• Le choc des cultures

    — Quand il arrive dans notre pays, le voyageur est souvent étonné par la durée du jour et celle de la nuit. Je crois vous avoir déjà dit que depuis toujours, les deux entités ne se sont jamais disputé l’espace. Une fois pour toutes, elles règnent douze heures chacune, proximité de l’équateur oblige. Cela ne nous empêche pas de comprendre que les visiteurs peuvent être surpris, puisque sous leurs latitudes, le jour, en certaines saisons, refuse de se retirer, et que la nuit n’en a pas encore terminé avec ses rêves, que l’aube nouvelle, pressée de s’affirmer, blanchie les nuances des ténèbres.

    En regardant la photo, il ne faut donc pas se fier aux apparences. Le soir est à peine dessiné dans le ciel, que le voilà déjà sur le seuil de vos demeures et qu’en une enjambée, il vous suit jusqu’au fond des carbets. C’est l’instant que choisit le monde pour s’apaiser et oublier toutes les misères de la région ; l’heure où les larmes peuvent enfin trouver le chemin du sol, car personne ne les remarquera.

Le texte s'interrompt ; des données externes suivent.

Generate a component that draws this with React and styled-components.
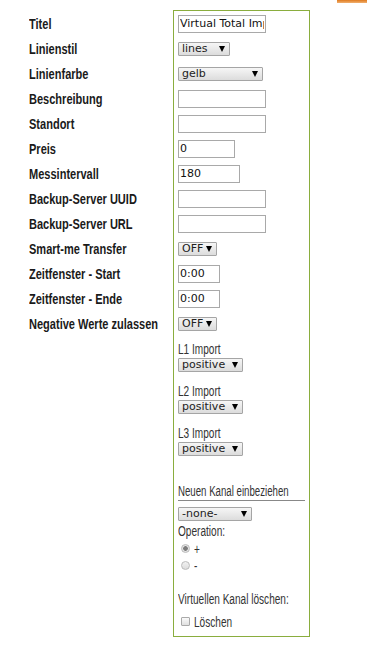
import React from "react";
import styled, { createGlobalStyle } from "styled-components";

const Global = createGlobalStyle`
  body {
    margin: 0;
    background: #ffffff;
    font-family: "Liberation Sans", sans-serif;
  }
`;

const TopStrip = styled.div`
  display: flex;
  justify-content: flex-end;
  height: 10px;
`;

const OrangeEdge = styled.div`
  width: 30px;
  height: 3px;
  margin-right: 2px;
  background: linear-gradient(#e07a1e, #f0b070);
`;

const Page = styled.div`
  display: flex;
  padding-left: 29px;
`;

const LabelColumn = styled.div`
  width: 144px;
  padding-top: 1px;
  display: flex;
  flex-direction: column;
`;

const Label = styled.div`
  height: 25px;
  display: flex;
  align-items: center;
  white-space: nowrap;
`;

/* narrow face is not installed: squeeze a regular one */
const Narrow = styled.span`
  display: inline-block;
  white-space: nowrap;
  transform-origin: left center;
  transform: scaleX(${(p) => p.$k});
  font-size: ${(p) => p.$size}px;
  font-weight: ${(p) => (p.$bold ? "bold" : "normal")};
  color: ${(p) => (p.$bold ? "#1a1a1a" : "#333")};
`;

const Box = styled.div`
  width: 131px;
  height: 625px;
  border: 1px solid #8aad3e;
  padding-left: 4px;
  display: flex;
  flex-direction: column;
  & > * {
    flex-shrink: 0;
  }
`;

const Row = styled.div`
  height: 25px;
  display: flex;
  align-items: center;
`;

const TextInput = styled.input`
  box-sizing: border-box;
  width: ${(p) => p.$w}px;
  height: 18px;
  border: 1px solid #a9a9a9;
  padding: 0 1px;
  font-family: "DejaVu Sans", sans-serif;
  font-size: 11px;
  color: #111;
  background: #fff;
  outline: none;
`;

const SelectWrap = styled.span`
  position: relative;
  display: inline-block;
  height: 14px;
`;

const Select = styled.select`
  appearance: none;
  box-sizing: border-box;
  display: block;
  width: ${(p) => p.$w}px;
  height: 14px;
  border: 1px solid #a5a5a5;
  border-radius: 1px;
  padding: 0 0 0 3px;
  font-family: "DejaVu Sans", sans-serif;
  font-size: 11px;
  line-height: 12px;
  color: #222;
  background: linear-gradient(#f6f6f6, #dcdcdc);
  outline: none;
`;

const Arrow = styled.span`
  position: absolute;
  right: 5px;
  top: 4px;
  width: 0;
  height: 0;
  border-left: 3px solid transparent;
  border-right: 3px solid transparent;
  border-top: 6px solid #000;
  pointer-events: none;
`;

const Text = styled.div`
  line-height: 15px;
  height: 15px;
`;

const Group = styled.div`
  margin-top: ${(p) => p.$top}px;
  display: flex;
  flex-direction: column;
  align-items: flex-start;
  gap: ${(p) => p.$gap || 0}px;
`;

const Heading = styled.div`
  margin-top: 27px;
  width: 127px;
  height: 15px;
  line-height: 15px;
  padding-bottom: 2px;
  border-bottom: 1px solid #888;
`;

const Option = styled.div`
  display: flex;
  align-items: center;
  gap: 4px;
  height: 17px;
  padding-left: 3px;
  margin-top: ${(p) => p.$top || 0}px;
`;

const Radio = styled.span`
  box-sizing: border-box;
  width: 9px;
  height: 9px;
  border-radius: 50%;
  border: 1px solid #bbb;
  background: ${(p) =>
    p.$on
      ? "radial-gradient(circle, #7d7d7d 0 2px, #e4e4e4 2.6px)"
      : "linear-gradient(#f2f2f2, #dcdcdc)"};
`;

const Check = styled.span`
  box-sizing: border-box;
  width: 9px;
  height: 9px;
  border: 1px solid #aaa;
  border-radius: 1px;
  background: linear-gradient(#fafafa, #e0e0e0);
`;

function Dropdown({ w, value }) {
  return (
    <SelectWrap>
      <Select $w={w} defaultValue={value}>
        <option>{value}</option>
      </Select>
      <Arrow />
    </SelectWrap>
  );
}

function Small({ children, k = 0.72 }) {
  return (
    <Narrow $k={k} $size={14}>
      {children}
    </Narrow>
  );
}

const labels = [
  "Titel",
  "Linienstil",
  "Linienfarbe",
  "Beschreibung",
  "Standort",
  "Preis",
  "Messintervall",
  "Backup-Server UUID",
  "Backup-Server URL",
  "Smart-me Transfer",
  "Zeitfenster - Start",
  "Zeitfenster - Ende",
  "Negative Werte zulassen",
];

export default function App() {
  return (
    <>
      <Global />
      <TopStrip>
        <OrangeEdge />
      </TopStrip>
      <Page>
        <LabelColumn>
          {labels.map((l) => (
            <Label key={l}>
              <Narrow $bold $k={0.735} $size={15}>{l}</Narrow>
            </Label>
          ))}
        </LabelColumn>
        <Box>
          <Row><TextInput $w={88} defaultValue="Virtual Total Import" /></Row>
          <Row><Dropdown w={52} value="lines" /></Row>
          <Row><Dropdown w={85} value="gelb" /></Row>
          <Row><TextInput $w={88} /></Row>
          <Row><TextInput $w={88} /></Row>
          <Row><TextInput $w={57} defaultValue="0" /></Row>
          <Row><TextInput $w={62} defaultValue="180" /></Row>
          <Row><TextInput $w={88} /></Row>
          <Row><TextInput $w={88} /></Row>
          <Row><Dropdown w={39} value="OFF" /></Row>
          <Row><TextInput $w={42} defaultValue="0:00" /></Row>
          <Row><TextInput $w={42} defaultValue="0:00" /></Row>
          <Row><Dropdown w={39} value="OFF" /></Row>
          <Group $top={5} $gap={2}>
            <Text><Small>L1 Import</Small></Text>
            <Dropdown w={65} value="positive" />
          </Group>
          <Group $top={11} $gap={2}>
            <Text><Small>L2 Import</Small></Text>
            <Dropdown w={65} value="positive" />
          </Group>
          <Group $top={11} $gap={2}>
            <Text><Small>L3 Import</Small></Text>
            <Dropdown w={65} value="positive" />
          </Group>
          <Heading><Small k={0.69}>Neuen Kanal einbeziehen</Small></Heading>
          <Group $top={6}>
            <Dropdown w={74} value="-none-" />
            <Text style={{ marginTop: 2 }}><Small>Operation:</Small></Text>
            <Option $top={2}><Radio $on /><Small>+</Small></Option>
            <Option><Radio /><Small>-</Small></Option>
          </Group>
          <Group $top={17}>
            <Text><Small>Virtuellen Kanal löschen:</Small></Text>
            <Option $top={7}><Check /><Small>Löschen</Small></Option>
          </Group>
        </Box>
      </Page>
    </>
  );
}
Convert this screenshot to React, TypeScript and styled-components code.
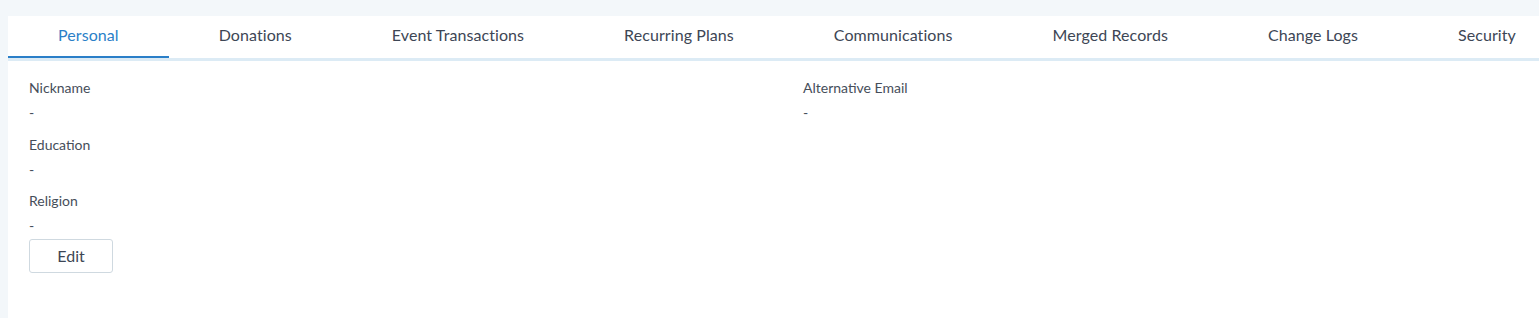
import React, { FC } from "react";
import styled, { createGlobalStyle } from "styled-components";

const GlobalStyle = createGlobalStyle`
  html, body {
    margin: 0;
    padding: 0;
    background: #f3f7fa;
    font-family: Lato, "Open Sans", "Liberation Sans", sans-serif;
    color: #333a44;
  }
`;

export const Page = styled.div`
  padding: 16px 0 0 8px;
  min-height: 302px;
`;

export const Card = styled.section`
  background: #fff;
  min-height: 302px;
  overflow: hidden;
`;

export const TabBar = styled.nav`
  display: flex;
  height: 42px;
  border-bottom: 3px solid #dcebf5;
  white-space: nowrap;
`;

export const Tab = styled.div<{ $active?: boolean }>`
  flex: none;
  padding: 0 50px 5px;
  display: flex;
  align-items: center;
  font-size: 16px;
  font-weight: 400;
  letter-spacing: 0.08px;
  color: ${(p) => (p.$active ? "#2b7fc8" : "#3d4655")};
  box-shadow: ${(p) => (p.$active ? "inset 0 -2px 0 #2b7fc8" : "none")};
  cursor: pointer;
`;

export const Body = styled.div`
  display: grid;
  grid-template-columns: 774px 1fr;
  padding: 18px 21px 0;
`;

export const Column = styled.div`
  display: flex;
  flex-direction: column;
`;

export const Field = styled.div`
  height: 56.5px;
`;

export const Label = styled.div`
  font-size: 14px;
  line-height: 18px;
  color: #464e5a;
`;

export const Value = styled.div`
  margin-top: 7px;
  font-size: 14px;
  line-height: 18px;
  color: #464e5a;
`;

export const Actions = styled.div`
  display: flex;
  margin-top: -10px;
`;

export const EditButton = styled.button`
  width: 84px;
  height: 34px;
  background: #fff;
  border: 1px solid #cfd9e0;
  border-radius: 3px;
  font-family: inherit;
  font-size: 16px;
  color: #3d4655;
  cursor: pointer;
`;

const tabs = [
  "Personal",
  "Donations",
  "Event Transactions",
  "Recurring Plans",
  "Communications",
  "Merged Records",
  "Change Logs",
  "Security",
];

type FieldProps = { label: string; value?: string };
const InfoField: FC<FieldProps> = ({ label, value = "-" }) => (
  <Field>
    <Label>{label}</Label>
    <Value>{value}</Value>
  </Field>
);

export default function App() {
  return (
    <>
      <GlobalStyle />
      <Page>
        <Card>
          <TabBar>
            {tabs.map((t, i) => (
              <Tab key={t} $active={i === 0}>
                {t}
              </Tab>
            ))}
          </TabBar>
          <Body>
            <Column>
              <InfoField label="Nickname" />
              <InfoField label="Education" />
              <InfoField label="Religion" />
              <Actions>
                <EditButton>Edit</EditButton>
              </Actions>
            </Column>
            <Column>
              <InfoField label="Alternative Email" />
            </Column>
          </Body>
        </Card>
      </Page>
    </>
  );
}
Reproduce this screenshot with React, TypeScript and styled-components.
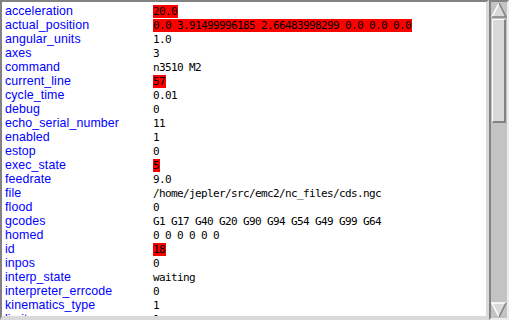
import styled, { createGlobalStyle } from "styled-components"

const GlobalStyle = createGlobalStyle`
  html, body {
    margin: 0;
    padding: 0;
    background: #d9d9d9;
  }
`

const Window = styled.div`
  width: 509px;
  height: 320px;
  display: flex;
  background: #d9d9d9;
  overflow: hidden;
`

const TextPane = styled.div`
  flex: 1;
  background: #ffffff;
  border-top: 2px solid #828282;
  border-left: 2px solid #828282;
  border-right: 3px solid #d9d9d9;
  border-bottom: 4px solid #d9d9d9;
  padding: 2px 0 0 3px;
  overflow: hidden;
`

const Row = styled.div`
  display: grid;
  grid-template-columns: 148px 1fr;
  height: 14px;
  align-items: center;
  white-space: nowrap;
`

const Key = styled.span`
  font-family: "Liberation Sans", Arial, sans-serif;
  font-size: 12.4px;
  letter-spacing: 0.1px;
  color: #0000ff;
  line-height: 14px;
`

const Value = styled.span<{ $hot?: boolean }>`
  justify-self: start;
  display: inline-block;
  font-family: "DejaVu Sans Mono", "Liberation Mono", monospace;
  font-size: 11px;
  letter-spacing: -0.62px;
  line-height: 13px;
  height: 13px;
  margin-top: 1px;
  padding-right: 0.62px;
  color: #000000;
  background: ${p => (p.$hot ? "#ff0000" : "transparent")};
`

const ScrollBar = styled.div`
  width: 16px;
  display: flex;
  flex-direction: column;
  background: #c3c3c3;
  border-left: 2px solid #828282;
  border-top: 2px solid #828282;
  border-right: 2px solid #ececec;
  border-bottom: 2px solid #ececec;
`

const Arrow = styled.svg`
  display: block;
  width: 16px;
  height: 16px;
  flex: none;
`

const Trough = styled.div`
  flex: 1;
  display: flex;
  flex-direction: column;
  padding: 1px 0;
`

const Thumb = styled.div<{ $size: number }>`
  height: ${p => p.$size}px;
  margin: 0 1px;
  background: #d9d9d9;
  border-top: 1px solid #ffffff;
  border-left: 1px solid #ffffff;
  border-right: 2px solid #828282;
  border-bottom: 2px solid #828282;
`

const Spacer = styled.div`
  flex: 1;
`

const rows: [string, string, boolean?][] = [
  ["acceleration", "20.0", true],
  ["actual_position", "0.0 3.91499996185 2.66483998299 0.0 0.0 0.0", true],
  ["angular_units", "1.0"],
  ["axes", "3"],
  ["command", "n3510 M2"],
  ["current_line", "57", true],
  ["cycle_time", "0.01"],
  ["debug", "0"],
  ["echo_serial_number", "11"],
  ["enabled", "1"],
  ["estop", "0"],
  ["exec_state", "5", true],
  ["feedrate", "9.0"],
  ["file", "/home/jepler/src/emc2/nc_files/cds.ngc"],
  ["flood", "0"],
  ["gcodes", "G1 G17 G40 G20 G90 G94 G54 G49 G99 G64"],
  ["homed", "0 0 0 0 0 0"],
  ["id", "18", true],
  ["inpos", "0"],
  ["interp_state", "waiting"],
  ["interpreter_errcode", "0"],
  ["kinematics_type", "1"],
  ["limit", " 1"],
]

const UpArrow = () => (
  <Arrow viewBox="0 0 16 16">
    <polygon points="8,1 1,15 15,15" fill="#d9d9d9" />
    <polyline points="1,15 8,1" fill="none" stroke="#ffffff" strokeWidth="1.5" />
    <polyline points="8,1 15,15 1,15" fill="none" stroke="#828282" strokeWidth="1.5" />
  </Arrow>
)

const DownArrow = () => (
  <Arrow viewBox="0 0 16 16">
    <polygon points="1,1 15,1 8,15" fill="#d9d9d9" />
    <polyline points="8,15 1,1 15,1" fill="none" stroke="#ffffff" strokeWidth="1.5" />
    <polyline points="15,1 8,15" fill="none" stroke="#828282" strokeWidth="1.5" />
  </Arrow>
)

export default function App() {
  return (
    <Window>
      <GlobalStyle />
      <TextPane>
        {rows.map(([k, v, hot]) => (
          <Row key={k}>
            <Key>{k}</Key>
            <Value $hot={hot}>{v}</Value>
          </Row>
        ))}
      </TextPane>
      <ScrollBar>
        <UpArrow />
        <Trough>
          <Thumb $size={101} />
          <Spacer />
        </Trough>
        <DownArrow />
      </ScrollBar>
    </Window>
  )
}
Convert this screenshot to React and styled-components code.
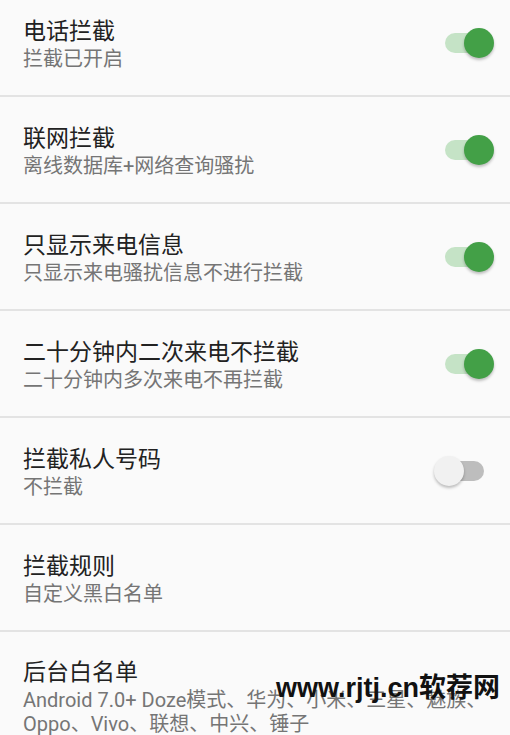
import React, { useState } from "react";
import styled, { createGlobalStyle } from "styled-components";

const Global = createGlobalStyle`
  html, body { margin: 0; padding: 0; background: #fafafa; }
  body { font-family: Roboto, "Noto Sans CJK SC", sans-serif; overflow: hidden; }
  * { box-sizing: border-box; }
`;

const Page = styled.div`
  position: relative;
  width: 510px;
  height: 735px;
  overflow: hidden;
  background: #fafafa;
`;

const List = styled.div`
  margin-top: -10px;
  display: flex;
  flex-direction: column;
`;

const Row = styled.div`
  display: flex;
  align-items: center;
  min-height: 107px;
  padding: 0 16px 0 23px;
  border-bottom: 2px solid #e3e3e3;
`;

const Texts = styled.div`
  flex: 1;
  display: flex;
  flex-direction: column;
  padding: 26px 0 23px;
`;

const Title = styled.div`
  font-size: 23px;
  line-height: 30px;
  color: #222;
`;

const Sub = styled.div`
  font-size: 20px;
  line-height: 24px;
  color: #757575;
  padding-right: 2px;
`;

const SwitchWrap = styled.div`
  position: relative;
  width: 60px;
  height: 30px;
  flex-shrink: 0;
  cursor: pointer;
`;

const Track = styled.div`
  position: absolute;
  left: 11px;
  top: 5px;
  width: 39px;
  height: 20px;
  border-radius: 10px;
  background: ${(p) => (p.$on ? "#c5e3c6" : "#bdbdbd")};
`;

const Thumb = styled.div`
  position: absolute;
  top: 0;
  left: ${(p) => (p.$on ? "30px" : "0px")};
  width: 30px;
  height: 30px;
  border-radius: 50%;
  background: ${(p) => (p.$on ? "#43a047" : "#f1f1f1")};
  box-shadow: 0 2px 3px rgba(0, 0, 0, 0.25);
`;

const Watermark = styled.div`
  position: absolute;
  left: 276px;
  top: 673px;
  font-family: "Liberation Sans", "Noto Sans CJK SC", sans-serif;
  font-size: 27px;
  line-height: 30px;
  font-weight: 700;
  color: #111;
  white-space: nowrap;
`;

function Switch({ initial }) {
  const [on, setOn] = useState(initial);
  return (
    <SwitchWrap onClick={() => setOn(!on)}>
      <Track $on={on} />
      <Thumb $on={on} />
    </SwitchWrap>
  );
}

const items = [
  { title: "电话拦截", sub: "拦截已开启", sw: true },
  { title: "联网拦截", sub: "离线数据库+网络查询骚扰", sw: true },
  { title: "只显示来电信息", sub: "只显示来电骚扰信息不进行拦截", sw: true },
  { title: "二十分钟内二次来电不拦截", sub: "二十分钟内多次来电不再拦截", sw: true },
  { title: "拦截私人号码", sub: "不拦截", sw: false },
  { title: "拦截规则", sub: "自定义黑白名单" },
  {
    title: "后台白名单",
    sub: "Android 7.0+ Doze模式、华为、小米、三星、魅族、Oppo、Vivo、联想、中兴、锤子",
  },
];

export default function App() {
  return (
    <Page>
      <Global />
      <List>
        {items.map((it) => (
          <Row key={it.title}>
            <Texts>
              <Title>{it.title}</Title>
              <Sub>{it.sub}</Sub>
            </Texts>
            {it.sw !== undefined && <Switch initial={it.sw} />}
          </Row>
        ))}
      </List>
      <Watermark>www.rjtj.cn软荐网</Watermark>
    </Page>
  );
}
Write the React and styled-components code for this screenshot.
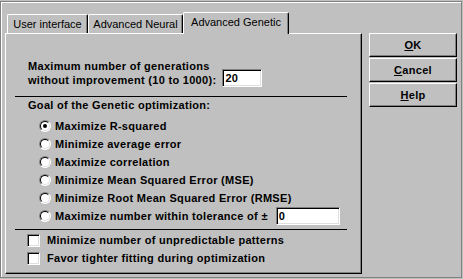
import styled, { createGlobalStyle } from 'styled-components';

const GlobalStyle = createGlobalStyle`
  * {
    box-sizing: border-box;
  }
  body {
    margin: 0;
    background: #c0c0c0;
    font-family: "Liberation Sans", Arial, sans-serif;
    font-size: 11px;
    color: #000;
  }
`;

const goals = [
  'Maximize R-squared',
  'Minimize average error',
  'Maximize correlation',
  'Minimize Mean Squared Error (MSE)',
  'Minimize Root Mean Squared Error (RMSE)',
];

const tabs = [
  { label: 'User interface', width: 81 },
  { label: 'Advanced Neural', width: 95 },
  { label: 'Advanced Genetic', width: 106 },
];

export default function App() {
  return (
    <>
      <GlobalStyle />
      <Window>
        <TabsArea>
          <TabStrip>
            {tabs.map((t, i) => (
              <Tab key={t.label} $width={t.width} $active={i === 2}>
                {t.label}
              </Tab>
            ))}
          </TabStrip>
          <Panel>
            <GenBlock>
              <div>Maximum number of generations</div>
              <InlineRow>
                without improvement (10 to 1000):
                <TextBox $width={40} defaultValue="20" />
              </InlineRow>
            </GenBlock>
            <Separator />
            <Heading>Goal of the Genetic optimization:</Heading>
            <RadioList>
              {goals.map((g, i) => (
                <OptionRow key={g}>
                  <Radio $checked={i === 0} />
                  {g}
                </OptionRow>
              ))}
              <OptionRow>
                <Radio />
                Maximize number within tolerance of ±
                <TextBox $width={64} $shift={4} defaultValue="0" />
              </OptionRow>
            </RadioList>
            <Separator $gap={4} />
            <CheckList>
              <OptionRow>
                <Check />
                Minimize number of unpredictable patterns
              </OptionRow>
              <OptionRow>
                <Check />
                Favor tighter fitting during optimization
              </OptionRow>
            </CheckList>
          </Panel>
        </TabsArea>
        <Buttons>
          <Button>
            <u>O</u>K
          </Button>
          <Button>
            <u>C</u>ancel
          </Button>
          <Button>
            <u>H</u>elp
          </Button>
        </Buttons>
      </Window>
    </>
  );
}

const Window = styled.div`
  display: flex;
  gap: 7px;
  width: 462px;
  height: 277px;
  margin-top: 1px;
  padding: 10px 0 0 4px;
  border: 1px solid #808080;
  box-shadow: inset 1px 1px 0 #fff;
`;

const TabsArea = styled.div`
  display: flex;
  flex-direction: column;
  width: 357px;
`;

const TabStrip = styled.div`
  display: flex;
  align-items: flex-end;
  height: 21px;
  padding-left: 2px;
`;

const Tab = styled.div`
  position: relative;
  width: ${(p) => p.$width}px;
  height: ${(p) => (p.$active ? '22px' : '19px')};
  margin-bottom: ${(p) => (p.$active ? '-1px' : '0')};
  padding-top: 2px;
  line-height: 15px;
  text-align: center;
  background: #c0c0c0;
  border: 1px solid #fff;
  border-right-color: #000;
  border-bottom: none;
  border-radius: 2px 2px 0 0;
  box-shadow: inset -1px 0 0 #808080;
  white-space: nowrap;
  z-index: ${(p) => (p.$active ? 1 : 0)};
`;

const Panel = styled.div`
  display: flex;
  flex-direction: column;
  height: 241px;
  padding: 0 14px 0 9px;
  border: 1px solid #fff;
  border-right-color: #000;
  border-bottom-color: #000;
  box-shadow: inset -1px -1px 0 #808080;
  font-weight: bold;
  letter-spacing: 0.3px;
`;

const GenBlock = styled.div`
  margin-top: 25px;
  padding-left: 13px;
  line-height: 14px;
`;

const InlineRow = styled.div`
  display: flex;
  align-items: flex-end;
  gap: 4px;
  height: 14px;
`;

const TextBox = styled.input`
  flex: none;
  width: ${(p) => p.$width}px;
  height: 18px;
  margin-left: ${(p) => p.$shift ?? 2}px;
  padding: 0 2px;
  font: bold 11px "Liberation Sans", Arial, sans-serif;
  letter-spacing: 0.3px;
  color: #000;
  background: #fff;
  border: 1px solid;
  border-color: #808080 #fff #fff #808080;
  box-shadow: inset 1px 1px 0 #000, inset -1px -1px 0 #dfdfdf;
  outline: none;
`;

const Separator = styled.div`
  height: 1px;
  margin-top: ${(p) => p.$gap ?? 9}px;
  background: #000;
`;

const Heading = styled.div`
  margin-top: 1px;
  padding-left: 13px;
  line-height: 14px;
`;

const RadioList = styled.div`
  display: flex;
  flex-direction: column;
  margin-top: 5px;
  padding-left: 24px;
`;

const CheckList = styled.div`
  display: flex;
  flex-direction: column;
  margin-top: 1px;
  padding-left: 12px;
`;

const OptionRow = styled.div`
  display: flex;
  align-items: center;
  gap: 4px;
  height: 18px;
  white-space: nowrap;
`;

const Radio = styled.span`
  position: relative;
  flex: none;
  width: 12px;
  height: 12px;
  border-radius: 50%;
  border: 1px solid;
  border-color: #808080 #fff #fff #808080;
  background: #fff;

  &::before {
    content: '';
    position: absolute;
    inset: 0;
    border-radius: 50%;
    border: 1px solid;
    border-color: #000 #dfdfdf #dfdfdf #000;
  }

  &::after {
    content: '';
    display: ${(p) => (p.$checked ? 'block' : 'none')};
    position: absolute;
    left: 3px;
    top: 3px;
    width: 4px;
    height: 4px;
    border-radius: 50%;
    background: #000;
  }
`;

const Check = styled.span`
  flex: none;
  width: 13px;
  height: 13px;
  margin-right: 3px;
  background: #fff;
  border: 1px solid;
  border-color: #808080 #fff #fff #808080;
  box-shadow: inset 1px 1px 0 #000, inset -1px -1px 0 #dfdfdf;
`;

const Buttons = styled.div`
  display: flex;
  flex-direction: column;
  gap: 1px;
  padding-top: 21px;
`;

const Button = styled.button`
  width: 88px;
  height: 24px;
  padding: 0;
  font: bold 11px "Liberation Sans", Arial, sans-serif;
  letter-spacing: 0.3px;
  color: #000;
  background: #c0c0c0;
  border: 1px solid;
  border-color: #fff #000 #000 #fff;
  box-shadow: inset -1px -1px 0 #808080;
`;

    Au cours de la vie, il y a des moments où l’homme doit savoir partager tous les éléments qui font la société, avec d’autres, plus intimes. Mais il doit aussi apprendre à garder pour lui les sentiments qui vont chercher au fond des corps le précieux liquide, qui perle sous les paupières.

    Alors que les ténèbres enveloppent le monde et ses richesses, vers la place du village, nous convergeons vers le carbet central pour écouter les décisions des anciens. Ces temps derniers, on se réunit plus souvent que de coutume, car notre peuple traverse une période de crise qui n’en finit pas de s’allonger. Les générations nouvelles rentrent maintenant en conflit avec les précédentes et parfois ont le plus grand mal à se comprendre.

    Je vous en ai déjà parlé. Chez nous, l’oralité était la façon traditionnelle de transmettre le savoir. Leur histoire ne sommeille pas dans des ouvrages poussiéreux sur des étagères oubliées. Elle se vit et se partage au présent. Nos sages sont là pour protéger l’essentiel et l’inculquer aux enfants qui auront soin de le conserver. La méthode était efficace, car elle a traversé les siècles sans jamais en perdre aucun mot, jusqu’au jour où les envahisseurs crûrent bon de changer les règles. Mais, comme le soleil qui ne nous envoie que quelques rayons, ils sont suffisants pour générer la vie, serait-il venu à l’idée de quelqu’un d’essayer de l’éteindre ? Le chaman enseigne à celui qu’il choisit les secrets de la pharmacopée et pour tout le reste de l’existence de la communauté, ce sont les petites mains qui font vivre la ruche. C’est à l’instant où l’oiseau vient de se poser que l’on peut le mieux décrire ses couleurs et son chant. Quand il s’est envolé, il est alors trop tard pour parler de lui.

    Ce que nous devons savoir des temps écoulés, nos anciens étaient là pour y faire référence et nous l’enseigner quand le besoin s’en faisait sentir. Le passé est fait pour résider en nos mémoires. Nous ne pouvons vivre avec lui sur nos épaules. Elles sont faites pour diriger nos bras qui s’y rattachent afin de défricher un nouvel abattis avant que le précédent se soit épuisé.

    J’en ai déjà parlé certes, mais je ne sais pas si nous ne devons pas insister sur le fait que notre jeunesse depuis qu’elle se rend dans les écoles, a le cœur partagé entre les cultures et qu’elle se trouve complètement déstabilisée. En la regardant évoluer avec la plus grande attention, nous avons le sentiment que c’est sa façon de vivre et son esprit que nous essayons de lui voler. Chaque fois que l’on enseigne aux fils de la forêt une histoire qui ne la concerne pas, c’est tout un pan de sa vie qui s’écroule dans la poussière où elle n’a pas le temps de s’inscrire, balayé immédiatement par un vent sournois.

    Cependant, en dépit de toutes les considérations, supporterez-vous que je vous dise ce qui les blesse le plus en dehors des postures et des réflexions ?

    C’est quand le monde se lamente haut et fort, lorsqu’il constate qu’une espèce végétale ou animale est en voie de disparition, tandis qu’il reste indifférent à l’extinction des peuples premiers.

    Le temps d’échanger quelques mots et voilà que la nuit est maintenant parfaitement installée. Nous ne devons pas la troubler avec nos lamentations. Elle ne nous appartient pas ; elle est réservée aux âmes de nos anciens qui viennent à travers elle nous apporter conseil et réconfort. Demain sera un jour nouveau et si vous le désirez, nous pourrons encore parler de leur histoire. Elle sera ce que le jour voudra qu’elle soit et aucun d’entre eux ne fera rien pour entraver son avènement.